Date: 2010-07-03 03:12 pm (UTC)
From: [identity profile] sillermoon.livejournal.com
Many rescues and shelters have a "no gifts" policy ie: if you are not adopting the animal for yourself or your immediate household, no go. I have a hunch this is what is happening though the foster mom should have been clear about this from the outset. Leading someone on is just very uncool.

I really hope Edward Cat finds a home :(

(The reason for this policy is that many well-meaning people 'gift' an animal to a loved one that is a terrible match. The recipient then is either guilted into keeping an animal that is not their preferred breed/size/temperment/species OR has to rehome it.)

*soapbox*
I've heard horror stories about how hard it is to adopt from rescues and shelters (I volunteer at an SPCA). But the idea is to find a *forever* home, not just a 'hey, it's better than the shelter til we move and decide we don't want it anymore' home. People who give up one animal are more likely to do it again (I don't have a ref for this, I should probably find one).
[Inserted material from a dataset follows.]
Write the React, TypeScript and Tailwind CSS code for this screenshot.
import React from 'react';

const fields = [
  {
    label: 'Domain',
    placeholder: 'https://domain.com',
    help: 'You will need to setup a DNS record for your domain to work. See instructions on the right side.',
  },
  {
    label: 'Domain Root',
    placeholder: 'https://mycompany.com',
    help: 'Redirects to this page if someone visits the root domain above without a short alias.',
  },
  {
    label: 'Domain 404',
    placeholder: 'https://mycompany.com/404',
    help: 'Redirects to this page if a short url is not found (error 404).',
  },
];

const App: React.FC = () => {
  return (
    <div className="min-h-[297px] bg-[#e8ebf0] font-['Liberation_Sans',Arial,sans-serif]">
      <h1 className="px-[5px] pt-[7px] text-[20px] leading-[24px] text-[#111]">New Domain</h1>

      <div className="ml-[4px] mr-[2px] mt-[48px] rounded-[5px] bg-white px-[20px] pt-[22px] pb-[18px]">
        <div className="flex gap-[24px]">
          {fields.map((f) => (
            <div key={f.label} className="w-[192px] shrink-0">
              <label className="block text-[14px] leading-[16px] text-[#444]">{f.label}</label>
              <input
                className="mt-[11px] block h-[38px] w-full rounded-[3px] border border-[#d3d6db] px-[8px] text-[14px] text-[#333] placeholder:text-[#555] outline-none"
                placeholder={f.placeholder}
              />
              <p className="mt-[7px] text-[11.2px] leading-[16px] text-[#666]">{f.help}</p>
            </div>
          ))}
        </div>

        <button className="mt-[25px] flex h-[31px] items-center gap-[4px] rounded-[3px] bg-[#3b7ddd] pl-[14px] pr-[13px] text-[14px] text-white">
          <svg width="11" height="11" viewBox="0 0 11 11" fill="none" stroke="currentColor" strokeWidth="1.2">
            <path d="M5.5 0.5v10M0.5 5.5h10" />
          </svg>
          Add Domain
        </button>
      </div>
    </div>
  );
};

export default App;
Also people, in general, are morons. If you saw the bullshit reasons people gave for surrendering their animals, you'd become a hardass too. ("I got a new couch and her fur didn't match" was a real reason someone dropped off a beautiful 9 y.o. calico cat.)
/soapbox

Here are the magic answers to questionaires. Obviously I don't advocate flat-out lying, but potentially wonderful pet-owners get caught up in these all the time.
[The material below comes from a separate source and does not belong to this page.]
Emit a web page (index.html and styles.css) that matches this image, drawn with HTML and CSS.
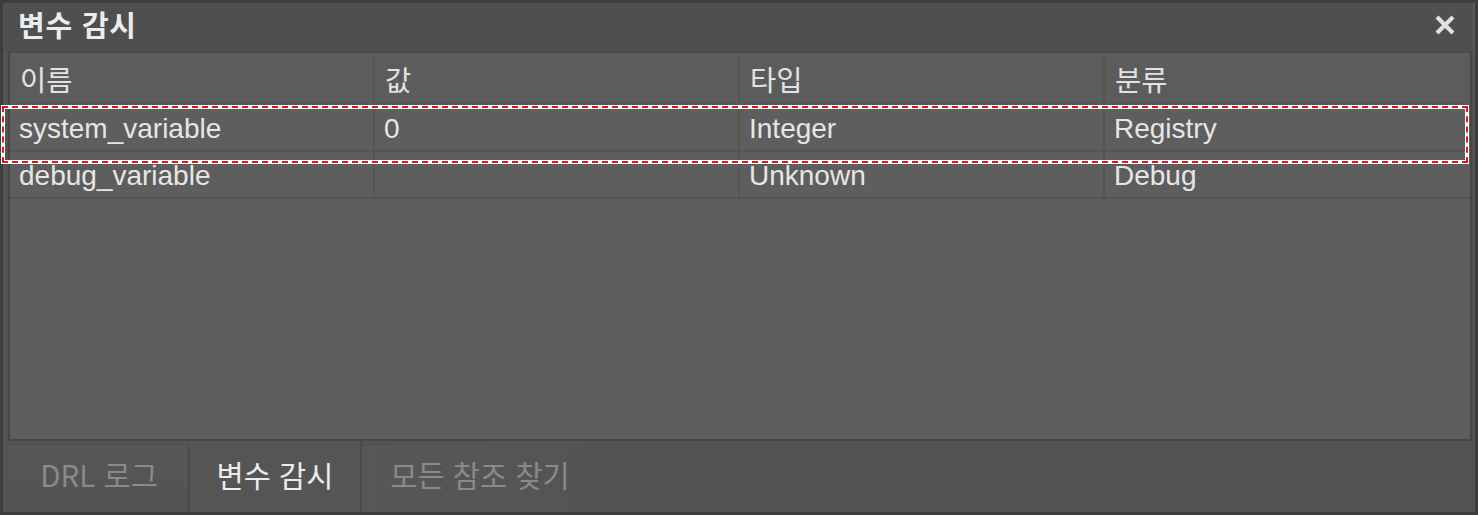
FILE: index.html
```html
<!DOCTYPE html>
<html lang="ko">
<head>
<meta charset="utf-8">
<title>변수 감시</title>
<link rel="stylesheet" href="styles.css">
</head>
<body>
<div class="window">
  <div class="titlebar">
    <span class="title">변수 감시</span>
    <svg class="close" width="22" height="20" viewBox="0 0 22 20" aria-label="닫기">
      <path d="M3 2 L19 18 M19 2 L3 18" stroke="#e2e2e2" stroke-width="4.2" stroke-linecap="butt"/>
    </svg>
  </div>
  <div class="grid">
    <div class="row head">
      <div class="cell">이름</div>
      <div class="cell">값</div>
      <div class="cell">타입</div>
      <div class="cell">분류</div>
    </div>
    <div class="row">
      <div class="cell">system_variable</div>
      <div class="cell">0</div>
      <div class="cell">Integer</div>
      <div class="cell">Registry</div>
    </div>
    <div class="row">
      <div class="cell">debug_variable</div>
      <div class="cell"></div>
      <div class="cell">Unknown</div>
      <div class="cell">Debug</div>
    </div>
  </div>
  <div class="tabs">
    <div class="tab">DRL 로그</div>
    <div class="tab active">변수 감시</div>
    <div class="tab">모든 참조 찾기</div>
  </div>
  <div class="highlight"></div>
</div>
</body>
</html>
```

FILE: styles.css
```css
html, body {
  margin: 0;
  padding: 0;
  background: #3c3c3c;
}
body {
  font-family: "Liberation Sans", "Noto Sans CJK KR", sans-serif;
  color: #e6e6e6;
}
.window {
  position: relative;
  width: 1478px;
  height: 515px;
  box-sizing: border-box;
  border: 3px solid #3d3d3d;
  background: #535353;
  display: flex;
  flex-direction: column;
}
.titlebar {
  height: 48px;
  flex: none;
  display: flex;
  align-items: center;
  justify-content: space-between;
  padding: 0 17px 0 15px;
  background: #4f4f4f;
  border-right: 2px solid #5a5a5a;
}
.title {
  font-family: "Noto Sans CJK KR", sans-serif;
  font-weight: 700;
  font-size: 29px;
  color: #ececec;
  letter-spacing: 0.8px;
  position: relative;
  top: -3px;
}
.close {
  display: block;
  margin-top: -4px;
}
.grid {
  flex: 1;
  margin: 0 3px 0 5px;
  border: 2px solid #474747;
  border-top-color: #4a4a4a;
  background: #5e5e5e;
  display: flex;
  flex-direction: column;
}
.row {
  display: grid;
  grid-template-columns: repeat(4, 1fr);
  height: 45px;
  border-bottom: 2px solid #555555;
}
.row.head {
  height: 50px;
  background: #5c5c5c;
}
.cell {
  display: flex;
  align-items: center;
  padding: 0 9px 0 9px;
  font-size: 28px;
  border-right: 2px solid #555555;
  white-space: nowrap;
  overflow: hidden;
}
.row:not(.head) .cell {
  padding-top: 2px;
}
.cell:last-child {
  border-right: none;
}
.head .cell {
  font-family: "Noto Sans CJK KR", sans-serif;
  font-size: 28.5px;
  color: #e2e2e2;
  padding-left: 10px;
}
.tabs {
  flex: none;
  height: 66px;
  margin: 5px 3px 0 5px;
  display: flex;
  align-items: stretch;
}
.tab {
  box-sizing: border-box;
  display: flex;
  align-items: center;
  justify-content: center;
  font-family: "Noto Sans CJK KR", sans-serif;
  font-size: 29.5px;
  color: #8a8a8a;
  background: linear-gradient(#575757, #525252);
  border-right: 2px solid #4a4a4a;
  padding-bottom: 11px;
}
.tab:first-child {
  width: 182px;
  padding-left: 2px;
}
.tab.active {
  width: 172px;
  color: #ececec;
  background: #555555;
  border-right: 2px solid #4a4a4a;
  margin-top: -5px;
  padding-bottom: 6px;
}
.tab:last-child {
  width: 236px;
  border-right: none;
  background: linear-gradient(90deg, #575757, #555555 60%, #545454);
}
.highlight {
  position: absolute;
  left: -2px;
  top: 102px;
  width: 1460px;
  height: 51px;
  border: 4px solid #ffffff;
  pointer-events: none;
}
.highlight::after {
  content: "";
  position: absolute;
  inset: -3px;
  border: 2px dashed #e4141b;
}
```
1) No, I have never given away/surrendered or lost (literally lost) a pet.
2) It will live with me in the house. (Not indoor-outdoor, not in a covered dog-run, not in a barn. HOUSE.)
3) For dogs: yes, I will persue/look into basic obedience training
4) This pet is for me, not a gift
5) Never admit to de-clawing your cats or intending to. (It is a horrible, horrible practice but many people still want it done.)
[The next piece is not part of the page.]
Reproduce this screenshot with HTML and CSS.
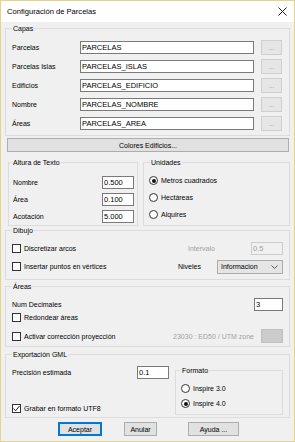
FILE: index.html
```html
<!DOCTYPE html>
<html lang="es">
  <head>
    <meta charset="UTF-8" />
    <meta name="viewport" content="width=device-width, initial-scale=1.0" />
    <title>Configuración de Parcelas</title>
    <link rel="stylesheet" href="styles.css">
  </head>
  <body>
    <div class="window">
      <div class="titlebar">
        <span class="title">Configuración de Parcelas</span>
        <svg class="close" width="9" height="9" viewBox="0 0 9 9"><path d="M0.5 0.5L8.5 8.5M8.5 0.5L0.5 8.5" stroke="#222" stroke-width="1" fill="none"/></svg>
      </div>

      <div class="content">
        <fieldset class="group capas">
          <legend>Capas</legend>
          <div class="layer-row">
            <label>Parcelas</label>
            <input class="field layer" value="PARCELAS">
            <button class="btn dots">...</button>
          </div>
          <div class="layer-row">
            <label>Parcelas Islas</label>
            <input class="field layer" value="PARCELAS_ISLAS">
            <button class="btn dots">...</button>
          </div>
          <div class="layer-row">
            <label>Edificios</label>
            <input class="field layer" value="PARCELAS_EDIFICIO">
            <button class="btn dots">...</button>
          </div>
          <div class="layer-row">
            <label>Nombre</label>
            <input class="field layer" value="PARCELAS_NOMBRE">
            <button class="btn dots">...</button>
          </div>
          <div class="layer-row">
            <label>Áreas</label>
            <input class="field layer" value="PARCELAS_AREA">
            <button class="btn dots">...</button>
          </div>
        </fieldset>

        <button class="btn colores">Colores Edificios...</button>

        <div class="pair">
          <fieldset class="group altura">
            <legend>Altura de Texto</legend>
            <div class="num-row"><label>Nombre</label><input class="field num" value="0.500"></div>
            <div class="num-row"><label>Área</label><input class="field num" value="0.100"></div>
            <div class="num-row"><label>Acotación</label><input class="field num" value="5.000"></div>
          </fieldset>
          <fieldset class="group unidades">
            <legend>Unidades</legend>
            <div class="opt radio-row"><span class="radio on"></span>Metros cuadrados</div>
            <div class="opt radio-row"><span class="radio"></span>Hectáreas</div>
            <div class="opt radio-row"><span class="radio"></span>Alquires</div>
          </fieldset>
        </div>

        <fieldset class="group dibujo">
          <legend>Dibujo</legend>
          <div class="line first">
            <div class="opt grow"><span class="check"></span>Discretizar arcos</div>
            <span class="side muted interval">Intervalo</span>
            <input class="field num" value="0.5" disabled>
          </div>
          <div class="line second">
            <div class="opt grow"><span class="check"></span>Insertar puntos en vértices</div>
            <span class="side levels">Niveles</span>
            <div class="select">
              <span>Informacion</span>
              <svg width="7" height="4" viewBox="0 0 7 4"><path d="M0.5 0.5L3.5 3.5L6.5 0.5" stroke="#555" fill="none"/></svg>
            </div>
          </div>
        </fieldset>

        <fieldset class="group areas">
          <legend>Áreas</legend>
          <div class="line dec">
            <span class="grow">Num Decimales</span>
            <input class="field dec-field" value="3">
          </div>
          <div class="opt round"><span class="check"></span>Redondear áreas</div>
          <div class="line proj">
            <div class="opt grow"><span class="check"></span>Activar corrección proyección</div>
            <span class="muted">23030 : ED50 / UTM zone</span>
            <button class="btn off" disabled></button>
          </div>
        </fieldset>

        <fieldset class="group gml">
          <legend>Exportación GML</legend>
          <div class="gml-body">
            <div class="gml-left">
              <div class="line precision">
                <span class="grow">Precisión estimada</span>
                <input class="field num" value="0.1">
              </div>
              <div class="opt utf"><span class="check on">
                <svg width="7" height="7" viewBox="0 0 7 7"><path d="M0.5 3.5L2.6 5.8L6.6 0.8" stroke="#222" stroke-width="1" fill="none"/></svg>
              </span>Grabar en formato UTF8</div>
            </div>
            <fieldset class="group formato">
              <legend>Formato</legend>
              <div class="opt radio-row"><span class="radio"></span>Inspire 3.0</div>
              <div class="opt radio-row"><span class="radio on"></span>Inspire 4.0</div>
            </fieldset>
          </div>
        </fieldset>

        <div class="actions">
          <button class="btn act default">Aceptar</button>
          <button class="btn act cancel">Anular</button>
          <button class="btn act help">Ayuda ...</button>
        </div>
      </div>
    </div>
  </body>
</html>
```

FILE: styles.css
```css
* {
  box-sizing: border-box;
}
body {
  margin: 0;
  font-family: "Liberation Sans", Arial, sans-serif;
  font-size: 7px;
  line-height: 9px;
  color: #000;
}
.window {
  width: 295px;
  height: 442px;
  border: 1px solid #e3d48c;
  background: #f0f0f0;
  display: flex;
  flex-direction: column;
}
.titlebar {
  height: 21px;
  background: #fff;
  display: flex;
  align-items: center;
  justify-content: space-between;
  padding: 0 7px 0 6px;
}
.title {
  font-size: 7.6px;
}
.content {
  padding: 0 4px;
}

/* group boxes */
.group {
  margin: 0;
  padding: 0 6px 0 6px;
  border: 1px solid #dcdcdc;
  min-width: 0;
}
.group legend {
  padding: 0 1px;
  height: 9px;
  line-height: 9px;
}
.capas {
  margin-top: 2px;
  padding-top: 5px;
  padding-bottom: 2px;
}
.layer-row {
  height: 19px;
  display: flex;
  align-items: center;
}
.layer-row label {
  width: 68px;
}

/* inputs */
.field {
  font-family: inherit;
  font-size: 7.5px;
  line-height: 10px;
  color: #000;
  height: 13px;
  border: 1px solid #7a7a7a;
  background: #fff;
  padding: 0 1px;
  margin: 0;
  outline: none;
}
.field:disabled {
  border-color: #cccccc;
  background: #f0f0f0;
  color: #a0a0a0;
}
.layer {
  width: 174px;
}
.num {
  width: 32px;
}
.dec-field {
  width: 29px;
}

/* buttons */
.btn {
  font: inherit;
  color: #000;
  background: #e1e1e1;
  border: 1px solid #adadad;
  padding: 0;
  margin: 0;
  height: 14px;
}
.dots {
  width: 21px;
  height: 15px;
  margin-left: 7px;
  color: #9a9a9a;
  background: #e6e6e6;
  border-color: #cfcfcf;
}
.colores {
  display: block;
  width: 282px;
  margin: 2px 1px 0 2px;
}
.off {
  width: 22px;
  margin-left: 7px;
  background: #cccccc;
  border-color: #bfbfbf;
}

/* altura / unidades */
.pair {
  display: flex;
  margin-top: 6px;
}
.altura {
  width: 130px;
  margin-left: 3px;
  padding: 7px 3px 0 4px;
}
.altura legend {
  margin-left: -1px;
}
.num-row {
  height: 17px;
  display: flex;
  align-items: center;
  justify-content: space-between;
}
.unidades {
  width: 147px;
  margin-left: 5px;
  padding: 5px 4px 0 5px;
}
.unidades legend {
  margin-left: 1px;
}
.radio-row {
  height: 17px;
}

/* checks and radios */
.opt {
  display: flex;
  align-items: center;
}
.check,
.radio {
  width: 9px;
  height: 9px;
  border: 1px solid #333;
  background: #fff;
  margin-right: 3px;
  flex: none;
  display: flex;
  align-items: center;
  justify-content: center;
}
.radio {
  border-radius: 50%;
}
.radio.on::after {
  content: "";
  width: 4px;
  height: 4px;
  border-radius: 50%;
  background: #111;
}

/* dibujo */
.dibujo {
  padding-top: 4px;
  padding-bottom: 3px;
}
.line {
  display: flex;
  align-items: center;
}
.grow {
  flex: 1;
}
.first {
  height: 18px;
}
.second {
  height: 19px;
}
.muted {
  color: #a0a0a0;
}
.interval {
  width: 63px;
}
.levels {
  width: 39px;
}
.select {
  width: 66px;
  height: 14px;
  background: #e5e5e5;
  border: 1px solid #acacac;
  display: flex;
  align-items: center;
  justify-content: space-between;
  padding: 0 4px 0 3px;
}

/* areas */
.areas {
  margin-top: 2px;
  padding-top: 7px;
  padding-bottom: 3px;
}
.dec {
  height: 13px;
}
.round {
  height: 12px;
}
.proj {
  height: 14px;
  margin-top: 6px;
}

/* gml */
.gml {
  margin-top: 3px;
  padding-top: 7px;
  padding-bottom: 2px;
}
.gml-body {
  display: flex;
}
.gml-left {
  flex: 1;
  display: flex;
  flex-direction: column;
  justify-content: space-between;
}
.precision {
  height: 13px;
  padding-right: 1px;
}
.utf {
  height: 10px;
  margin-bottom: 2px;
}
.formato {
  width: 108px;
  margin-left: 5px;
  padding: 6px 4px 3px 5px;
}
.formato legend {
  margin-left: 0;
}
.formato .radio-row {
  height: 15px;
}

/* bottom buttons */
.actions {
  display: flex;
  margin-top: 4px;
  padding-left: 53px;
}
.act {
  height: 14px;
}
.default {
  width: 44px;
  border: 1px solid #0078d7;
  box-shadow: inset 0 0 0 1px #0078d7;
}
.cancel {
  width: 33px;
  margin-left: 22px;
}
.help {
  width: 51px;
  margin-left: 31px;
}
```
Date: 2010-07-03 03:41 pm (UTC)
From: [identity profile] orca-girl.livejournal.com
If you saw the bullshit reasons people gave for surrendering their animals, you'd become a hardass too. ("I got a new couch and her fur didn't match" was a real reason someone dropped off a beautiful 9 y.o. calico cat.)

Wow. But, yes. After what I've seen, this sadly isn't a surprise.

And that's the dilemma, isn't it? People who seem perfectly sane right now will turn around and YEARS later make a decision that leaves your jaw hanging open. (See my story above about the lovely 8 year old cat sent to the shelter by owners who got a dog and suddenly the cat -- who they had declawed -- wanted 'too much attention'. Really? REALLY? Your pet of 8 years had no rights compared to the dog you JUST GOT? *rage* This cat now has a lovely home with a good friend of mine and in fact I'm catsitting her now and going over to play with her later, but still, it makes me angry at the former owners for being asshats.)

So the family that is so enthusiastic right now... it could turn out in 6 months or a year that something changes, you never know what, and suddenly... you only HOPE they are so responsible as to give the cat back to a no-kill shelter.

And... I would home a cat with my nearly-80, Parkinson's mother in a heartbeat... but I would also know that it was my responsibility, should she die before the cat does, to provide for the cat somehow. And I think quite often about the cat she DOES have now, should my mother die, because this is a lovely, pretty cat... and neurotic as hell. In 8 years, I have touched this cat once. She won't even let my mother pick her up. (My mom took her in, natch, and got a cat with way more neuroses than she realized.) I don't know what we'll do with her. But I know that I will take it very seriously, if the time comes. I can imagine, though, that a rescue would fret over whether the family of an older person would take it seriously. (I know my brother and his family would not take it as seriously as I will.)